Durban - The paddling community is celebrating the Steve Tshwete Lifetime Achievement Award presented to Lee McGregor at the recent SA Sports Awards in Bloemfontein.

READ: Caster steals show at SA Sports Awards

67-yea-old McGregor drives the MacSquad training programme based at Blue Lagoon, capping a sporting career that has included represented South Africa over fifty times in swimming, surf lifesaving and canoeing, where he has broken numerous world records and won world titles at Masters swimming and canoeing.

Much of his athletic prime was spent during the years of sporting isolation and he was never given the chance to fully test himself against the world's best, but he has channelled his passion for sport into inspiring and coaching the next generation of athletes, while remaining a highly competitive athlete in his own right.

The athletes he has nurtured included his son Hank McGregor, who has set a world record by winning eleven world marathon championship titles, in addition to victories at almost every major surfski and river marathon race on the global calendar.

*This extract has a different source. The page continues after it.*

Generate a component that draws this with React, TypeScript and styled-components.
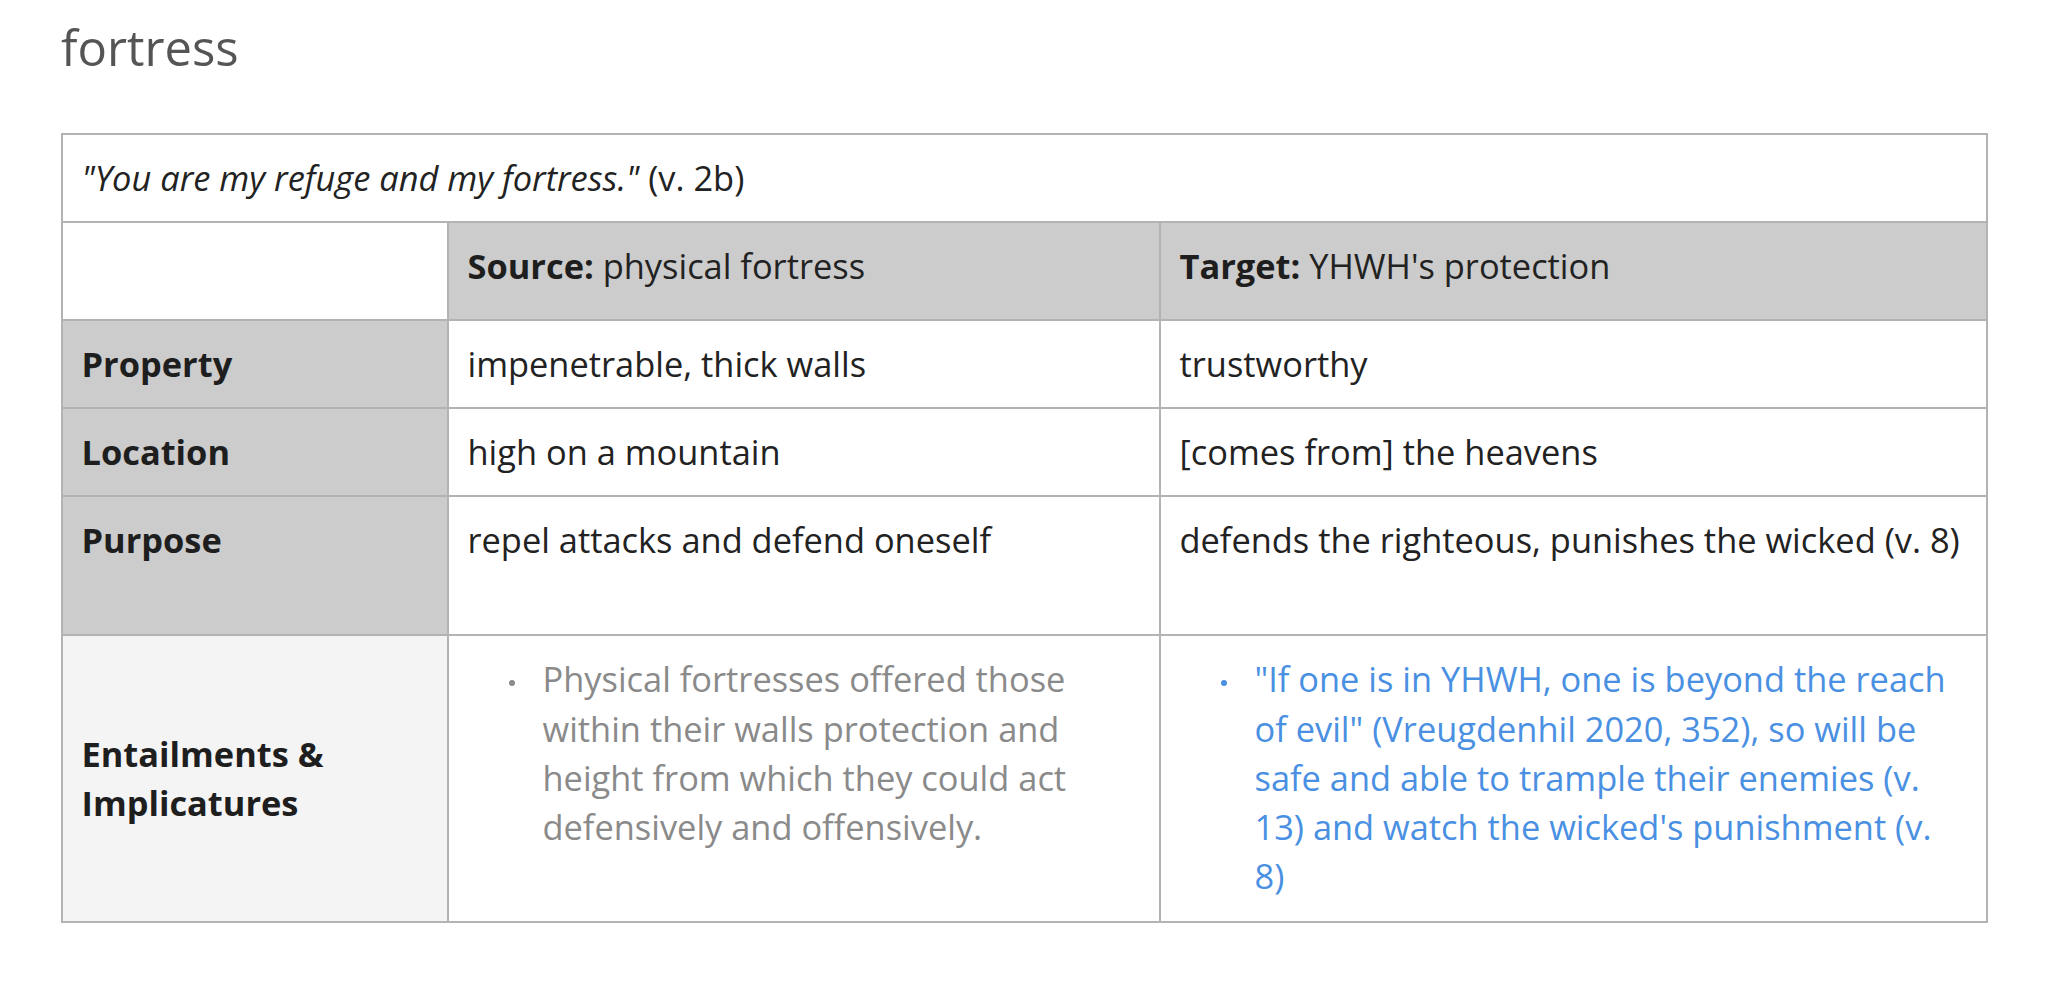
import React from "react";
import styled, { createGlobalStyle } from "styled-components";

const GlobalStyle = createGlobalStyle`
  html, body { margin: 0; padding: 0; background: #ffffff; }
  body {
    font-family: "Open Sans", "Noto Sans", "Liberation Sans", sans-serif;
    color: #222222;
  }
`;

const Page = styled.main`
  padding: 19px 67px 40px 61px;
  font-size: 34.4px;
  line-height: 1.43;
`;

const Title = styled.h2`
  margin: 0 0 56px;
  font-size: 49px;
  line-height: 1.18;
  font-weight: 400;
  color: #555555;
`;

const Table = styled.table`
  width: 1925px;
  table-layout: fixed;
  border-collapse: collapse;
  border: 2px solid #b3b3b3;
`;

const Col = styled.col<{ $w: number }>`
  width: ${(p) => p.$w}px;
`;

const Row = styled.tr<{ $h?: number }>`
  ${(p) => (p.$h ? `height: ${p.$h}px;` : "")}
`;

const Cell = styled.td<{
  $bg?: string;
  $middle?: boolean;
  $nowrap?: boolean;
}>`
  border: 2px solid #b3b3b3;
  padding: 18px 19px 19px 18.5px;
  vertical-align: ${(p) => (p.$middle ? "middle" : "top")};
  background: ${(p) => p.$bg ?? "#ffffff"};
  text-align: left;
  font-weight: 400;
  ${(p) => (p.$nowrap ? "white-space: nowrap;" : "")}
`;

const Label = styled.span`
  font-weight: 700;
  color: #1e1e1e;
`;

const Quote = styled.em`
  font-style: italic;
`;

const List = styled.ul<{ $color: string; $padRight?: number }>`
  margin: 0;
  padding: 0 ${(p) => p.$padRight ?? 0}px 0 0;
  list-style: none;
  color: ${(p) => p.$color};
`;

const Item = styled.li<{ $color: string }>`
  display: grid;
  grid-template-columns: 34px 1fr;
  margin-left: 41px;

  &::before {
    content: "";
    width: 6px;
    height: 6px;
    border-radius: 50%;
    background: ${(p) => p.$color};
    margin-top: 26px;
  }
`;

const GRAY = "#8a8a8a";
const BLUE = "#4a90e2";
const HEAD = "#cccccc";
const SOFT = "#f4f4f4";

export default function App() {
  return (
    <>
      <GlobalStyle />
      <Page>
        <Title>fortress</Title>
        <Table>
          <colgroup>
            <Col $w={386} />
            <Col $w={712} />
            <Col $w={827} />
          </colgroup>
          <tbody>
            <Row>
              <Cell colSpan={3}>
                <Quote>"You are my refuge and my fortress."</Quote> (v. 2b)
              </Cell>
            </Row>
            <Row $h={98}>
              <Cell />
              <Cell as="th" $bg={HEAD}>
                <Label>Source:</Label> physical fortress
              </Cell>
              <Cell as="th" $bg={HEAD}>
                <Label>Target:</Label> YHWH's protection
              </Cell>
            </Row>
            <Row>
              <Cell as="th" $bg={HEAD}>
                <Label>Property</Label>
              </Cell>
              <Cell>impenetrable, thick walls</Cell>
              <Cell>trustworthy</Cell>
            </Row>
            <Row>
              <Cell as="th" $bg={HEAD}>
                <Label>Location</Label>
              </Cell>
              <Cell>high on a mountain</Cell>
              <Cell>[comes from] the heavens</Cell>
            </Row>
            <Row $h={139}>
              <Cell as="th" $bg={HEAD}>
                <Label>Purpose</Label>
              </Cell>
              <Cell>repel attacks and defend oneself</Cell>
              <Cell $nowrap>defends the righteous, punishes the wicked (v. 8)</Cell>
            </Row>
            <Row $h={287}>
              <Cell as="th" $bg={SOFT} $middle>
                <Label>Entailments &amp; Implicatures</Label>
              </Cell>
              <Cell>
                <List $color={GRAY} $padRight={40}>
                  <Item $color={GRAY}>
                    <span>
                      Physical fortresses offered those within their walls
                      protection and height from which they could act
                      defensively and offensively.
                    </span>
                  </Item>
                </List>
              </Cell>
              <Cell>
                <List $color={BLUE} $padRight={13}>
                  <Item $color={BLUE}>
                    <span>
                      "If one is in YHWH, one is beyond the reach of evil"
                      (Vreugdenhil 2020, 352), so will be safe and able to
                      trample their enemies (v. 13) and watch the wicked's
                      punishment (v. 8)
                    </span>
                  </Item>
                </List>
              </Cell>
            </Row>
          </tbody>
        </Table>
      </Page>
    </>
  );
}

Lee McGregor's MacSquad includes many paddlers that have gone on to achieve international success, from Jenna Ward (two times bronze medallist K1 U23 world marathons), Ward and Kyeta Purchase winning a women’s K2 silver medal in 2016, Purchase's bronze medal in the U18 K1 marathon champs, Hamish MacKenzie and David Evans' silver medal in the U18 Boys K2 marathon, Christie MacKenzie winning a bronze medal in the K1 U18 girls marathon and numerous Masters medallists at Masters World Championships.

McGregor is also currently involved in coaching High Performance Development in KwaZulu-Natal, and has set his sights on guiding these youngsters to achieve on the a world stage and believe that they can be a world champions.

A humbled McGregor said he appreciated the honour, and said the attention should be focussed on the ability sport has to galvanise a nation.

"After all these years of waiting for some sort of recognition for the years of training and swimming hoping to get a chance to compete, which never ever happened, it is great to know that your country has remembered you," said McGregor.

"Who cares about those lost years? We are all in the same boat now and the only thing that is going to bring South Africa together is sport and music, so that is why we are doing what we do.

"To be recognised after all these years is a tremendous honour. I am very very proud," he concluded.